EXERCISE AIM:
Determine the count of lines holding "Tailwind" and give that count alone.

DATA ROWS:
_ _ _ _ _ _ _
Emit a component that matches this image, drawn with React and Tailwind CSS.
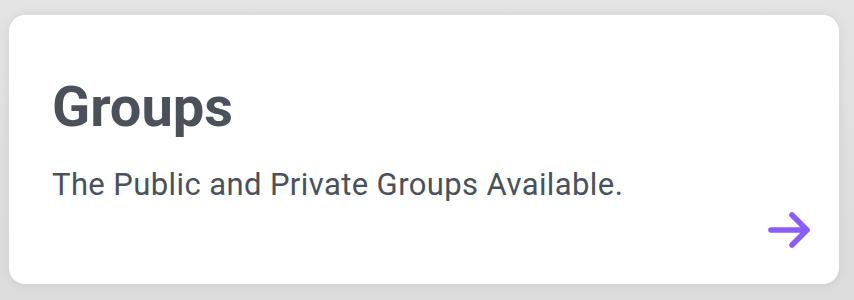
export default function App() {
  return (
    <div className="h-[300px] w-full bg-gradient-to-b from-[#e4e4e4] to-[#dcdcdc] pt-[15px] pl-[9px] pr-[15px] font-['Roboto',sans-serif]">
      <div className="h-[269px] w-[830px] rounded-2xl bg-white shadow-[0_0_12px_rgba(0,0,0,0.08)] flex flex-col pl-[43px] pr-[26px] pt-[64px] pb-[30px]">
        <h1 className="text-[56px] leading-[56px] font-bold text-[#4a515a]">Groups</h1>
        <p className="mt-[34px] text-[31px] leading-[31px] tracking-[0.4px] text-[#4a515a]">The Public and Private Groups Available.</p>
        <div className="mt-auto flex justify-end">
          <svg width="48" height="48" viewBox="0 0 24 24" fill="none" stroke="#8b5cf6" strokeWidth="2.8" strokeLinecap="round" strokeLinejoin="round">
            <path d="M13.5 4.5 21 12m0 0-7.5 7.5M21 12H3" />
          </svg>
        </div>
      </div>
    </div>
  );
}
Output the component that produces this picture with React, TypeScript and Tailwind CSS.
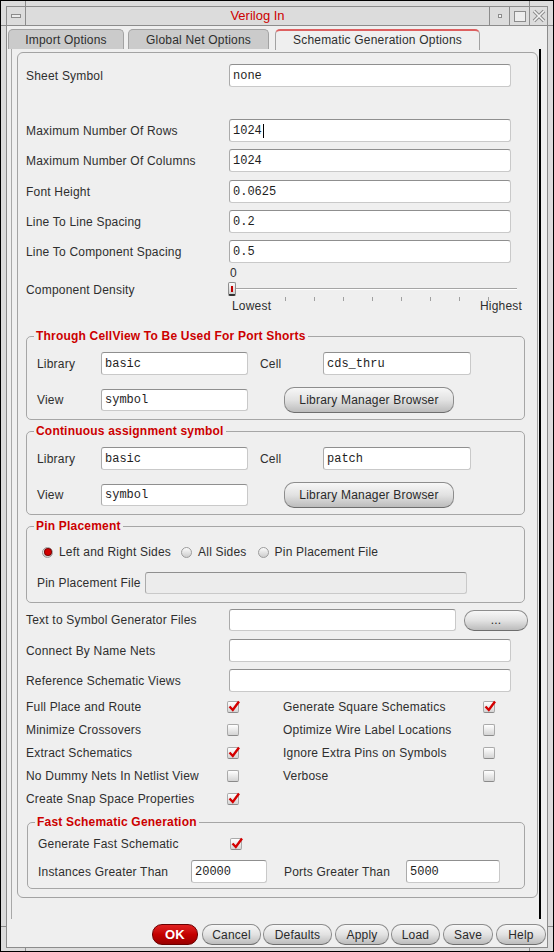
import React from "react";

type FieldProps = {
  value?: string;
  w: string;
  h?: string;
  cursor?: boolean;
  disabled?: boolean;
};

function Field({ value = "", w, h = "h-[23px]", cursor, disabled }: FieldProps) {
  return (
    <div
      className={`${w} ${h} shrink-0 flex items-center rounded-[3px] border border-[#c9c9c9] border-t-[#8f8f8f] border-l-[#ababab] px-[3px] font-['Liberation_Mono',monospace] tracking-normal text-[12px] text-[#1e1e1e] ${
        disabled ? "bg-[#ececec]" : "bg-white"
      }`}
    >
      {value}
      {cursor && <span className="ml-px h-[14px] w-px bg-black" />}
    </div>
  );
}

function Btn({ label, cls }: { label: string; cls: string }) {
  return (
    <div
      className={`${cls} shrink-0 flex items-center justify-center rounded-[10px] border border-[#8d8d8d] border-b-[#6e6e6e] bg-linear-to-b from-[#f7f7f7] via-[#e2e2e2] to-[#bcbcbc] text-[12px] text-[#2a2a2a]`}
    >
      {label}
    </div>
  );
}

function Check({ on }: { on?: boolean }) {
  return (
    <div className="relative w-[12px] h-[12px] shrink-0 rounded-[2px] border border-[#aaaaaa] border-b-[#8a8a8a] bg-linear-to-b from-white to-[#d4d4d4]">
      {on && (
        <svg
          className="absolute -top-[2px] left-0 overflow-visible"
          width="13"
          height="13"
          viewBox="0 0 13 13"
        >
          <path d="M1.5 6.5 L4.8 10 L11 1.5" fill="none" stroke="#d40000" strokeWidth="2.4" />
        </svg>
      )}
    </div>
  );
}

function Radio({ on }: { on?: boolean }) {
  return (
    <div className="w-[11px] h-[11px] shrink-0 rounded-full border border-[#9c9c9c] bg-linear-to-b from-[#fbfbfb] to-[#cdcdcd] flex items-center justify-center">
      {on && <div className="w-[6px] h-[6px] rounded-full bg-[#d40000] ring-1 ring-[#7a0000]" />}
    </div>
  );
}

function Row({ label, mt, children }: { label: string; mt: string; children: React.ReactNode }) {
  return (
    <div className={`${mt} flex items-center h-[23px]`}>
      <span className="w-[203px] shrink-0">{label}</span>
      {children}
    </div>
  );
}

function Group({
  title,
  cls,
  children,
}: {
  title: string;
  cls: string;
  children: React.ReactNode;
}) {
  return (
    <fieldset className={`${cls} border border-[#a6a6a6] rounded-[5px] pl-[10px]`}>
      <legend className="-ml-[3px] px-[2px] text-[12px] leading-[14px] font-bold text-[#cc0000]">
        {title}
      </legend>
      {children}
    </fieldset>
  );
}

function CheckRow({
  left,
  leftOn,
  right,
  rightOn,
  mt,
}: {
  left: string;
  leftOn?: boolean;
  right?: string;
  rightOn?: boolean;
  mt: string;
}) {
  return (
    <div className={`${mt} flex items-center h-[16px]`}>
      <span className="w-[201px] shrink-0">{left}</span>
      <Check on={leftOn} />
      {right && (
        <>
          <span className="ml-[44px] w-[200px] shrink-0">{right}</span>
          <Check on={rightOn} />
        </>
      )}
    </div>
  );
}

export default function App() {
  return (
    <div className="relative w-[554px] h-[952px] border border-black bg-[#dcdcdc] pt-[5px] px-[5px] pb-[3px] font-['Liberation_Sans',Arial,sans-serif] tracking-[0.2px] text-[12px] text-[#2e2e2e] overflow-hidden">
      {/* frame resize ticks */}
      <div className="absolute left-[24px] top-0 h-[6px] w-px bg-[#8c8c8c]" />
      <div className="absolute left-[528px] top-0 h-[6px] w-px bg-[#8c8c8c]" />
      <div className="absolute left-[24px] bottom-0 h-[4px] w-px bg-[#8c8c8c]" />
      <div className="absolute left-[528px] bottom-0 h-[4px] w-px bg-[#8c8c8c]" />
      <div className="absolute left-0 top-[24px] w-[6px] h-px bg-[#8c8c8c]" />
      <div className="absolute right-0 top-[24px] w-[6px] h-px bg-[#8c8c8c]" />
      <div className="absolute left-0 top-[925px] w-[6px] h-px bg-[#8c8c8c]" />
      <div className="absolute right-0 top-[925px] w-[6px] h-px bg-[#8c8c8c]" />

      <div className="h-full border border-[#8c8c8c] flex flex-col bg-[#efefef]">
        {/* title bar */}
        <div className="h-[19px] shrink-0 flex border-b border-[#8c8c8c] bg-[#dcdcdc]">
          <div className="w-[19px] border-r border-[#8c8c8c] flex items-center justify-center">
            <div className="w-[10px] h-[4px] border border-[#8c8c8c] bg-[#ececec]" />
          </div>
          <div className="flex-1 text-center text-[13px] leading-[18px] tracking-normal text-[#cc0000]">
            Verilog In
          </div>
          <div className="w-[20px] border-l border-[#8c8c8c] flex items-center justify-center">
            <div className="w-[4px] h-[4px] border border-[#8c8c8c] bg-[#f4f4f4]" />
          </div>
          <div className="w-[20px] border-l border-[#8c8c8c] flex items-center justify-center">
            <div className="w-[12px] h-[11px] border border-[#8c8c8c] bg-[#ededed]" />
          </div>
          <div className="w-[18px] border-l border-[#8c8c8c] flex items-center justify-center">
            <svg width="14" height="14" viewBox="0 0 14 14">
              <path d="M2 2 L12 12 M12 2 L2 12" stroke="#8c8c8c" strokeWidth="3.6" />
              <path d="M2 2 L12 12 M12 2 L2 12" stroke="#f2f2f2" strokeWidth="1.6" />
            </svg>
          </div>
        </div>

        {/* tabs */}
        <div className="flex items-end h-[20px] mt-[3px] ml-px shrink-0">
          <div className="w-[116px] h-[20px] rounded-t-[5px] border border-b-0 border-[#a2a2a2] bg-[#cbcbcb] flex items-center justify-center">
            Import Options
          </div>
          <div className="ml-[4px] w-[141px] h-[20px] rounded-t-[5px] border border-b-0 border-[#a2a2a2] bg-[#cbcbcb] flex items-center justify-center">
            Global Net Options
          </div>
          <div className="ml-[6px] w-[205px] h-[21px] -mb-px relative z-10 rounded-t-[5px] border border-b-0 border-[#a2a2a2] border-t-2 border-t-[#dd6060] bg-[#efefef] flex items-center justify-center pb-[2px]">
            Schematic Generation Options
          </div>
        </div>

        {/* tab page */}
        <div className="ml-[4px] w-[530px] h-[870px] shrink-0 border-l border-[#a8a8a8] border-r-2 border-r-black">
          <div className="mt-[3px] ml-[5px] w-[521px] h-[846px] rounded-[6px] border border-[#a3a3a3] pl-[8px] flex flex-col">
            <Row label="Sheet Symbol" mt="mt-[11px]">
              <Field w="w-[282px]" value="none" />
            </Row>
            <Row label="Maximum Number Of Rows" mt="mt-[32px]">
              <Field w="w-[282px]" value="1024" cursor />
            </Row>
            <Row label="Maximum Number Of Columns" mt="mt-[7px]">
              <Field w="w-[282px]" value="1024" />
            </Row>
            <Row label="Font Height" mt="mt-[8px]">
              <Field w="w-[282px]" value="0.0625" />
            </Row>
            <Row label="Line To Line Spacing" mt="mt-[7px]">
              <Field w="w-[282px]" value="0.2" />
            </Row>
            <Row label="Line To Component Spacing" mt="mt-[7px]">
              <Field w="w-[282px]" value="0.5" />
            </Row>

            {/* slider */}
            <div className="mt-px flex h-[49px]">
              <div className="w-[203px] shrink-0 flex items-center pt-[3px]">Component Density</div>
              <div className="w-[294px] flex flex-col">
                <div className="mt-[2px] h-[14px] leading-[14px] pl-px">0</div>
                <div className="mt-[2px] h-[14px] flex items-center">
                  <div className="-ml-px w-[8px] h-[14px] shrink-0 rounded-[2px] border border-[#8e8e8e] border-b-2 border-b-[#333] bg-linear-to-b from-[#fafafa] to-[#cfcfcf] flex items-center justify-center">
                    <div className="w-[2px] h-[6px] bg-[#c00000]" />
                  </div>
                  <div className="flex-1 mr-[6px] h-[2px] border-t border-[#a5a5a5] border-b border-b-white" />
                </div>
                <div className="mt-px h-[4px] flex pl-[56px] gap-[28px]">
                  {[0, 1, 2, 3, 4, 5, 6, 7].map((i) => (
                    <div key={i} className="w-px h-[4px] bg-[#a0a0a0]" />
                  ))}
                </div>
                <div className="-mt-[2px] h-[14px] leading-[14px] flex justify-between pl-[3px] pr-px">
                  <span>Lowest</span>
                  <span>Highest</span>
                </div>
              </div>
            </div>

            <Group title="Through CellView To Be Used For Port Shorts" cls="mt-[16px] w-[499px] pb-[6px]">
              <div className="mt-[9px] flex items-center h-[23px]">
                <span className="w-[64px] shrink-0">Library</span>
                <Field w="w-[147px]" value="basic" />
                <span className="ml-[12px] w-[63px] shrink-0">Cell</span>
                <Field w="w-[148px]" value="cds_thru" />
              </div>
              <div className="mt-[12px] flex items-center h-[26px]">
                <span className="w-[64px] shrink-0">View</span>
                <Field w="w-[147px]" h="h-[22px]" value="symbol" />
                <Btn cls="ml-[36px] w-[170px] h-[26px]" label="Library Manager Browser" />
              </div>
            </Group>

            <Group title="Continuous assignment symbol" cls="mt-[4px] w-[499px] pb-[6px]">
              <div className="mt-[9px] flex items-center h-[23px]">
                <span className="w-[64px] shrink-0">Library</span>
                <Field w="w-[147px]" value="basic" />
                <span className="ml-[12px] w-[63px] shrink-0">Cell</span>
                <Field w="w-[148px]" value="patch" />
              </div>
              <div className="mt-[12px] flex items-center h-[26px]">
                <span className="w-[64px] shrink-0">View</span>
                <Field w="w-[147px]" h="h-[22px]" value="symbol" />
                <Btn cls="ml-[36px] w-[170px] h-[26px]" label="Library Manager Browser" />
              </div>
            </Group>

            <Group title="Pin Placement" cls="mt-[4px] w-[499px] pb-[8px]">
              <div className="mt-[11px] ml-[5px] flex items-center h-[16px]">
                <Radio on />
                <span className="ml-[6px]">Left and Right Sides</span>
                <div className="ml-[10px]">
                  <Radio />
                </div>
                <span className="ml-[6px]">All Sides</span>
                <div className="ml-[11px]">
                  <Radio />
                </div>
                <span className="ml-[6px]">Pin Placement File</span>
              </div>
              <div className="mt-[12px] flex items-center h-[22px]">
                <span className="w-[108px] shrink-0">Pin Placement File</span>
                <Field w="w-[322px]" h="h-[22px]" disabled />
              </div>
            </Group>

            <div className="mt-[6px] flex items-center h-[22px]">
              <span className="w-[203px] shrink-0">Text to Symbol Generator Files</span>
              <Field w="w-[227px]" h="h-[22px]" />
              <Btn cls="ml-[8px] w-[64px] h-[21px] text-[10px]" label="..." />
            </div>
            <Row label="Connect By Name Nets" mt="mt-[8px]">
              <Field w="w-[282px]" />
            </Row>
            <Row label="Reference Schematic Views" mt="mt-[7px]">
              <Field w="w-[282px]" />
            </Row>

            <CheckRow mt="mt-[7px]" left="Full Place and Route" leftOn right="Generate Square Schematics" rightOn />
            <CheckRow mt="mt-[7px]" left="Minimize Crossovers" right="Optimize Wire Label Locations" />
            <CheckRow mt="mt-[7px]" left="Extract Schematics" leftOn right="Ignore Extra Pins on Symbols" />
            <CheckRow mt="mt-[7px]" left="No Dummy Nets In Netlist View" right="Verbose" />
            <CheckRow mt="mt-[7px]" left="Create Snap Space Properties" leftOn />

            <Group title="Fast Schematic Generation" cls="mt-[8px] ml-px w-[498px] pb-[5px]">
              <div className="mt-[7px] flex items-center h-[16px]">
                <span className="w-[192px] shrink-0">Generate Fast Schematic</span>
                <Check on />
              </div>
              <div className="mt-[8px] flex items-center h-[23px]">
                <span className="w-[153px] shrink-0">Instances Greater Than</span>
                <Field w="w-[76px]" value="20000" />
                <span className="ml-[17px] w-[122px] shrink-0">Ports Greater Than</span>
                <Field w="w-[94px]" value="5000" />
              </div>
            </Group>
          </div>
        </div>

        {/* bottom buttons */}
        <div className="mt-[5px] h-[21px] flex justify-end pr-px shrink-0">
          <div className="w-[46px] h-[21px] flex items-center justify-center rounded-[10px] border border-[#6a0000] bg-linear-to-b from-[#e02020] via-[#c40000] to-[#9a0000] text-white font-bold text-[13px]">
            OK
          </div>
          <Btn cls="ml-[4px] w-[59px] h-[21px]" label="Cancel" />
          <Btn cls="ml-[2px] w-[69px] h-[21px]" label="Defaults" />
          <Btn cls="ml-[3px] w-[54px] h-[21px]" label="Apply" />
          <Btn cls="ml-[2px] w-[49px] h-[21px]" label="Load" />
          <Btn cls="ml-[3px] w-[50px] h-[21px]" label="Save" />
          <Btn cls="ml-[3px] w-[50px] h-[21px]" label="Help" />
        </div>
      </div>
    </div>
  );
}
_ _ _ _ _ _ _
OUTPUT:
2